Information provided:
----
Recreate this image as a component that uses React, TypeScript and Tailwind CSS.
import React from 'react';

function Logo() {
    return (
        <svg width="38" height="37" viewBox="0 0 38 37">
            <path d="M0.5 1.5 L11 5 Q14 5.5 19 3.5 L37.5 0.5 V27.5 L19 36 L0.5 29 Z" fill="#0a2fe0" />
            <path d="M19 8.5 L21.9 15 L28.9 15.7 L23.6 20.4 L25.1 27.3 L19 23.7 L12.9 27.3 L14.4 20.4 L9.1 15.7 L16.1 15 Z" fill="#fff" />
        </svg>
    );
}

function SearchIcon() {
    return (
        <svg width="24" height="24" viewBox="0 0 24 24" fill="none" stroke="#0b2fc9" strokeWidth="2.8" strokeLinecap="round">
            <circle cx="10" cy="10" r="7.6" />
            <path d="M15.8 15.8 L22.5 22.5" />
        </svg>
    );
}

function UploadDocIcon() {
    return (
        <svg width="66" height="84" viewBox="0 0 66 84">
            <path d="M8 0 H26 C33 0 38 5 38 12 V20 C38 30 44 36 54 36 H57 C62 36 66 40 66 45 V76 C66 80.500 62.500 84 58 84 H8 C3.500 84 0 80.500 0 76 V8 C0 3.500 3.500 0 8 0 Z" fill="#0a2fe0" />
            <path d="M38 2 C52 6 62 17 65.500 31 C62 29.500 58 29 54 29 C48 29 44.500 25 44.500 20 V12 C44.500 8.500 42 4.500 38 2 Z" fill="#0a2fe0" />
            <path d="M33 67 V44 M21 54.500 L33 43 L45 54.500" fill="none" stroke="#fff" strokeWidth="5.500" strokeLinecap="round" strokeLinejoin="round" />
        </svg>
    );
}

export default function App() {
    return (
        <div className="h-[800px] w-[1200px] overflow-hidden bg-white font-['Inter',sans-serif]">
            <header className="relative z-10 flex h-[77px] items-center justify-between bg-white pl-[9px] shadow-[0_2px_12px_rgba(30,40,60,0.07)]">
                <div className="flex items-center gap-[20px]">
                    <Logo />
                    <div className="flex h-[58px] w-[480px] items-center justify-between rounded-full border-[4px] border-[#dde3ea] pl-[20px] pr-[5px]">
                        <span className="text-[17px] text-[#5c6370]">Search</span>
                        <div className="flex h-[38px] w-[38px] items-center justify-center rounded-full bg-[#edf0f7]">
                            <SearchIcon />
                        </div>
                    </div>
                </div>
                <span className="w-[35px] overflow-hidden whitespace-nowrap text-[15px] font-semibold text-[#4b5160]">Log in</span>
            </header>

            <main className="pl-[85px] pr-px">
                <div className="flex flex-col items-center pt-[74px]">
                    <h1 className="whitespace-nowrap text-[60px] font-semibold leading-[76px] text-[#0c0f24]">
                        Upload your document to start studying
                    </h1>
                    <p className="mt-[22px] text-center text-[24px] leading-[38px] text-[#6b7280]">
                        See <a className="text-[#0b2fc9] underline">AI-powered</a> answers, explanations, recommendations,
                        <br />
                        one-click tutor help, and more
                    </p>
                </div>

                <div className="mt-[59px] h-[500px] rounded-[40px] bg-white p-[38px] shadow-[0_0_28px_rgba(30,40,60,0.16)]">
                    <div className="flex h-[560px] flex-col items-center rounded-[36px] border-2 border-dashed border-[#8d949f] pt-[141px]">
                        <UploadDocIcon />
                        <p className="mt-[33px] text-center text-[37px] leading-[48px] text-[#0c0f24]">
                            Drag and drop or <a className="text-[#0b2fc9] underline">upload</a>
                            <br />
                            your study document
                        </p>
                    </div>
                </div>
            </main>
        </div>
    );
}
----
Given request:
Transcribe the material above in its entirety. Match it exactly.

The output:
Recreate this image as a component that uses React, TypeScript and Tailwind CSS.
import React from 'react';

function Logo() {
    return (
        <svg width="38" height="37" viewBox="0 0 38 37">
            <path d="M0.5 1.5 L11 5 Q14 5.5 19 3.5 L37.5 0.5 V27.5 L19 36 L0.5 29 Z" fill="#0a2fe0" />
            <path d="M19 8.5 L21.9 15 L28.9 15.7 L23.6 20.4 L25.1 27.3 L19 23.7 L12.9 27.3 L14.4 20.4 L9.1 15.7 L16.1 15 Z" fill="#fff" />
        </svg>
    );
}

function SearchIcon() {
    return (
        <svg width="24" height="24" viewBox="0 0 24 24" fill="none" stroke="#0b2fc9" strokeWidth="2.8" strokeLinecap="round">
            <circle cx="10" cy="10" r="7.6" />
            <path d="M15.8 15.8 L22.5 22.5" />
        </svg>
    );
}

function UploadDocIcon() {
    return (
        <svg width="66" height="84" viewBox="0 0 66 84">
            <path d="M8 0 H26 C33 0 38 5 38 12 V20 C38 30 44 36 54 36 H57 C62 36 66 40 66 45 V76 C66 80.500 62.500 84 58 84 H8 C3.500 84 0 80.500 0 76 V8 C0 3.500 3.500 0 8 0 Z" fill="#0a2fe0" />
            <path d="M38 2 C52 6 62 17 65.500 31 C62 29.500 58 29 54 29 C48 29 44.500 25 44.500 20 V12 C44.500 8.500 42 4.500 38 2 Z" fill="#0a2fe0" />
            <path d="M33 67 V44 M21 54.500 L33 43 L45 54.500" fill="none" stroke="#fff" strokeWidth="5.500" strokeLinecap="round" strokeLinejoin="round" />
        </svg>
    );
}

export default function App() {
    return (
        <div className="h-[800px] w-[1200px] overflow-hidden bg-white font-['Inter',sans-serif]">
            <header className="relative z-10 flex h-[77px] items-center justify-between bg-white pl-[9px] shadow-[0_2px_12px_rgba(30,40,60,0.07)]">
                <div className="flex items-center gap-[20px]">
                    <Logo />
                    <div className="flex h-[58px] w-[480px] items-center justify-between rounded-full border-[4px] border-[#dde3ea] pl-[20px] pr-[5px]">
                        <span className="text-[17px] text-[#5c6370]">Search</span>
                        <div className="flex h-[38px] w-[38px] items-center justify-center rounded-full bg-[#edf0f7]">
                            <SearchIcon />
                        </div>
                    </div>
                </div>
                <span className="w-[35px] overflow-hidden whitespace-nowrap text-[15px] font-semibold text-[#4b5160]">Log in</span>
            </header>

            <main className="pl-[85px] pr-px">
                <div className="flex flex-col items-center pt-[74px]">
                    <h1 className="whitespace-nowrap text-[60px] font-semibold leading-[76px] text-[#0c0f24]">
                        Upload your document to start studying
                    </h1>
                    <p className="mt-[22px] text-center text-[24px] leading-[38px] text-[#6b7280]">
                        See <a className="text-[#0b2fc9] underline">AI-powered</a> answers, explanations, recommendations,
                        <br />
                        one-click tutor help, and more
                    </p>
                </div>

                <div className="mt-[59px] h-[500px] rounded-[40px] bg-white p-[38px] shadow-[0_0_28px_rgba(30,40,60,0.16)]">
                    <div className="flex h-[560px] flex-col items-center rounded-[36px] border-2 border-dashed border-[#8d949f] pt-[141px]">
                        <UploadDocIcon />
                        <p className="mt-[33px] text-center text-[37px] leading-[48px] text-[#0c0f24]">
                            Drag and drop or <a className="text-[#0b2fc9] underline">upload</a>
                            <br />
                            your study document
                        </p>
                    </div>
                </div>
            </main>
        </div>
    );
}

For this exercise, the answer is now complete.